The trillion-dollar plastic and textile waste market is finally seeing a clear signal of a technology moving from demonstration to production. Denovia Inc., a Canadian chemical recycling technology company, recently announced that its containerized demonstration unit 'The Ark,' located in Vancouver, has entered its commercial scale-up phase. The underlying industry signal is clear: chemical recycling is no longer a lab concept; it is being pushed into real industrial supply chains.

Core Technology: The Industrial Threshold of Depolymerization

The core of Denovia's 'Ark' unit is its proprietary depolymerization technology, which rapidly converts mixed and contaminated plastic and textile waste into monomers. Unlike traditional mechanical recycling, chemical recycling breaks down and rebuilds materials at the molecular level, theoretically allowing for infinite cycles without degradation of quality. This is critical for the textile industry, where large volumes of blended fabrics, dyed waste, and coated textiles are nearly impossible to process mechanically.

Based on public data, the timeline from launch to commercial scale-up for 'The Ark' is relatively short. This suggests that the technology has passed initial validation in terms of energy consumption, conversion rates, and continuous operational stability. For fiber buyers, this means the potential future availability of recycled chips with quality equal to virgin materials, no longer limited to the downcycling typical of mechanical recycling.

Industry Impact: Who Will Be Disrupted, Who Will Benefit

Textile waste treatment has been a global challenge. According to public industry data, approximately 92 million tons of textile waste are generated annually, with less than 1% being closed-loop recycled. Most is either landfilled or incinerated. If Denovia's technology achieves scale, it will directly disrupt this landscape.

  • For fiber factories: The supply of recycled raw materials like r-PET and r-Nylon will no longer rely solely on post-consumer bottle flakes. Mills' own production waste—offcuts, waste fabric—can be converted into high-value raw materials on-site, shortening supply chain distances.
  • For brands and buyers: Regulations like the EU's Digital Product Passport and mandatory recycled content requirements are tightening. Chemical recycling offers a 'waste-to-virgin-quality' solution that can significantly reduce compliance costs.
  • For the environmental industry: Mixed waste treatment will shift from being a cost center to a profit center for resource recovery.

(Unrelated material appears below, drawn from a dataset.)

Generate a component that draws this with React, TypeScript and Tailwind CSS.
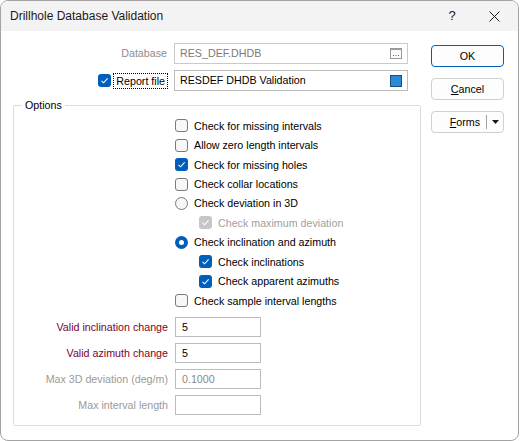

However, scaling up is not without challenges. The energy intensity, catalyst costs, and final product price competitiveness remain real hurdles. Denovia's next moves will be closely watched by the entire industry.

Regional and Supply Chain Ripple Effects

Denovia's choice of Vancouver as its initial test site is not coincidental. Canada's West Coast has a deep industrial base in chemicals, forestry, and clean technology, and is adjacent to the textile and consumer markets of the U.S. West Coast. But the true industrial impact will extend beyond North America.

For China's textile industrial clusters, such as Shengze, Keqiao, and Nantong, this is a signal worth noting. These regions generate massive amounts of chemical fiber offcuts and printing/dyeing waste, currently processed mainly through low-quality recycling or incineration. If overseas chemical recycling technology matures first and achieves a cost advantage, the export competitiveness of China's recycled fibers could be squeezed.

At the same time, this creates a window for domestic technology companies to catch up. Several startups in China are already active in chemical recycling, but most remain at the lab or pilot stage. Denovia's scaling pace will objectively accelerate domestic capital investment and policy support.

Practical Recommendations

For Buyers - Begin sample testing of chemically recycled chips (r-PET, r-PA6) and build a supplier evaluation system in advance. - Include 'chemically recycled content' options in contracts to prepare for future regulatory requirements. - Communicate with brands to include chemical recycling as a 'closed-loop solution' in sustainable procurement lists.

For Fiber Mills - Evaluate the chemical composition and volume of your own waste (offcuts, waste filaments, waste fabric) to assess the economics of on-site chemical recycling units. - Monitor the cost curves of catalysts and energy, and enter through cooperation or pilot projects at the early stage of technology maturity to avoid premature heavy asset investment. - Jointly apply for circular economy demonstration projects with downstream brands to secure subsidies and certification support.

Chemical recycling's 'Ark' has set sail. The logic of textile waste treatment is being redefined. For industry professionals, now is not the time to watch from the sidelines, but to calibrate their own course.